Mumbai: India’s government will provide incentives to urban civic bodies to improve their finances and credit worthiness and help them raise funds through municipal bonds, its finance minister said on Wednesday.
“Through property tax governance reforms and ring-fencing user charges on urban infrastructure, cities will be given incentives to improve their credit worthiness for municipal bonds,” Finance Minister Nirmala Sitharaman said while announcing the federal budget for 2023/24.
The government will also set up an Urban Infrastructure Development Fund (UIDF), which will be managed by the National Housing Bank and can be used by public agencies to create urban infrastructure in tier-II and tier-III cities, Sitharaman said.
The government is expected to make available 100 billion Indian rupees ($1.22 billion) for setting up UIDF, she said.

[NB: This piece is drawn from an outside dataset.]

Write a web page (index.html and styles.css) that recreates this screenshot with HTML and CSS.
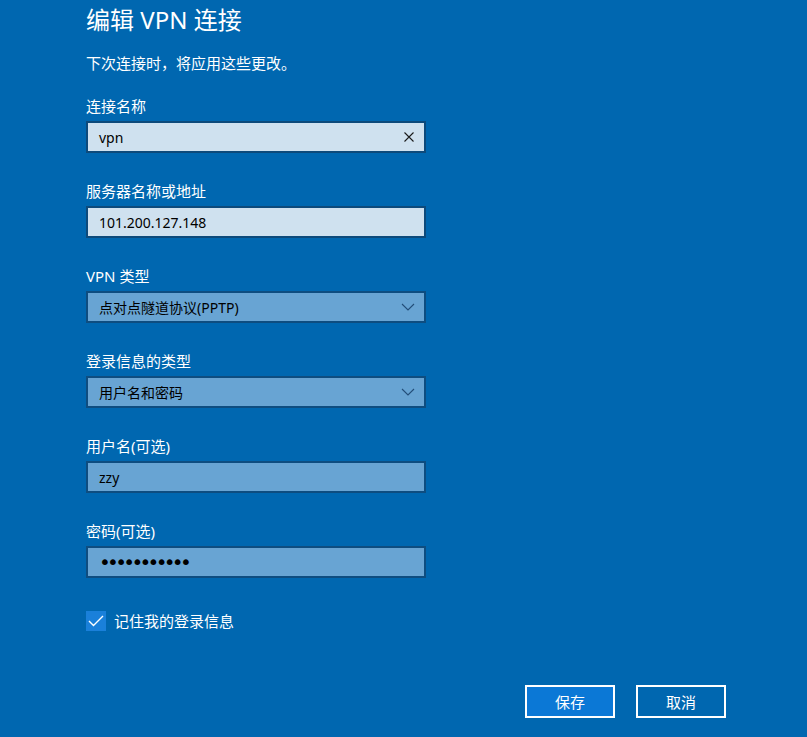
FILE: index.html
```html
<!DOCTYPE html>
<html lang="zh-CN">
<head>
  <meta charset="UTF-8">
  <meta name="viewport" content="width=device-width, initial-scale=1.0">
  <title>编辑 VPN 连接</title>
  <link rel="stylesheet" href="styles.css">
</head>
<body>
  <div class="vpn-dialog">
    <h1 class="dialog-title">编辑 VPN 连接</h1>
    <p class="dialog-note">下次连接时，将应用这些更改。</p>

    <div class="field">
      <label class="field-label">连接名称</label>
      <div class="text-box focused">
        <span class="box-value">vpn</span>
        <svg class="box-icon" width="12" height="12" viewBox="0 0 12 12">
          <path d="M1.5 1.5 L10.5 10.5 M10.5 1.5 L1.5 10.5" stroke="#1b1b1b" stroke-width="1.1" fill="none"/>
        </svg>
      </div>
    </div>

    <div class="field">
      <label class="field-label">服务器名称或地址</label>
      <div class="text-box focused">
        <span class="box-value">101.200.127.148</span>
      </div>
    </div>

    <div class="field">
      <label class="field-label">VPN 类型</label>
      <div class="text-box">
        <span class="box-value">点对点隧道协议(PPTP)</span>
        <svg class="box-icon" width="14" height="8" viewBox="0 0 14 8">
          <path d="M1 1 L7 7 L13 1" stroke="#234e78" stroke-width="1.1" fill="none"/>
        </svg>
      </div>
    </div>

    <div class="field">
      <label class="field-label">登录信息的类型</label>
      <div class="text-box">
        <span class="box-value">用户名和密码</span>
        <svg class="box-icon" width="14" height="8" viewBox="0 0 14 8">
          <path d="M1 1 L7 7 L13 1" stroke="#234e78" stroke-width="1.1" fill="none"/>
        </svg>
      </div>
    </div>

    <div class="field">
      <label class="field-label">用户名(可选)</label>
      <div class="text-box">
        <span class="box-value">zzy</span>
      </div>
    </div>

    <div class="field">
      <label class="field-label">密码(可选)</label>
      <div class="text-box">
        <span class="box-value password">•••••••••••</span>
      </div>
    </div>

    <div class="check-row">
      <span class="check-box">
        <svg width="16" height="12" viewBox="0 0 16 12">
          <path d="M1 6 L5.5 10.5 L15 1" stroke="#ffffff" stroke-width="1.4" fill="none"/>
        </svg>
      </span>
      <span class="check-label">记住我的登录信息</span>
    </div>

    <div class="dialog-buttons">
      <button class="dialog-btn primary">保存</button>
      <button class="dialog-btn">取消</button>
    </div>
  </div>
</body>
</html>
```

FILE: styles.css
```css
body {
  margin: 0;
  background-color: #0067b0;
  color: #ffffff;
  font-family: "Noto Sans", "Noto Sans CJK SC", sans-serif;
}

.vpn-dialog {
  width: 807px;
  height: 737px;
  padding: 4px 0 0 86px;
  box-sizing: border-box;
}

.dialog-title {
  margin: 0;
  font-size: 24px;
  font-weight: normal;
  line-height: 32px;
}

.dialog-note {
  margin: 17px 0 23px;
  font-size: 15px;
  line-height: 20px;
}

.field {
  width: 340px;
  margin-bottom: 28px;
}

.field-label {
  display: block;
  font-size: 15px;
  line-height: 20px;
  margin-bottom: 5px;
}

.text-box {
  display: flex;
  align-items: center;
  justify-content: space-between;
  height: 32px;
  box-sizing: border-box;
  padding: 0 9px 0 11px;
  border: 2px solid #0e4d80;
  background-color: #68a4d3;
  color: #000000;
  font-size: 14px;
}

.text-box.focused {
  background-color: #cfe1ef;
  border-color: #0d4a7b;
}

.box-value {
  white-space: nowrap;
}

.password {
  font-family: "DejaVu Sans", sans-serif;
  font-size: 20px;
  letter-spacing: -3.7px;
  line-height: 20px;
}

.check-row {
  display: flex;
  align-items: center;
  margin-top: 32px;
  font-size: 15px;
}

.check-box {
  display: flex;
  align-items: center;
  justify-content: center;
  width: 20px;
  height: 20px;
  background-color: #1a80da;
  margin-right: 8px;
}

.dialog-buttons {
  display: flex;
  justify-content: flex-end;
  gap: 21px;
  width: 640px;
  margin-top: 54px;
}

.dialog-btn {
  width: 90px;
  height: 33px;
  border: 2px solid #ffffff;
  background-color: #0067b0;
  color: #ffffff;
  font-family: "Noto Sans CJK SC", sans-serif;
  font-size: 15px;
  padding: 0;
}

.dialog-btn.primary {
  background-color: #0b78d6;
}
```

Between 2016-17 and 2020-21, nine municipal bodies raised around 38.40 billion rupees through bonds, the Reserve Bank of India (RBI) said in its report on municipal finances in November.
In January, Reuters reported that an Indian local government body – Pimpri Chinchwad Municipal Corp (PCMC) – is planning to raise 2 billion Indian rupees through municipal bonds and is likely to tap the market by March.
Indore Municipal Corp is also planning to raise 2.44 billion rupees through a public issue of green bonds, likely to launch by March, bankers said.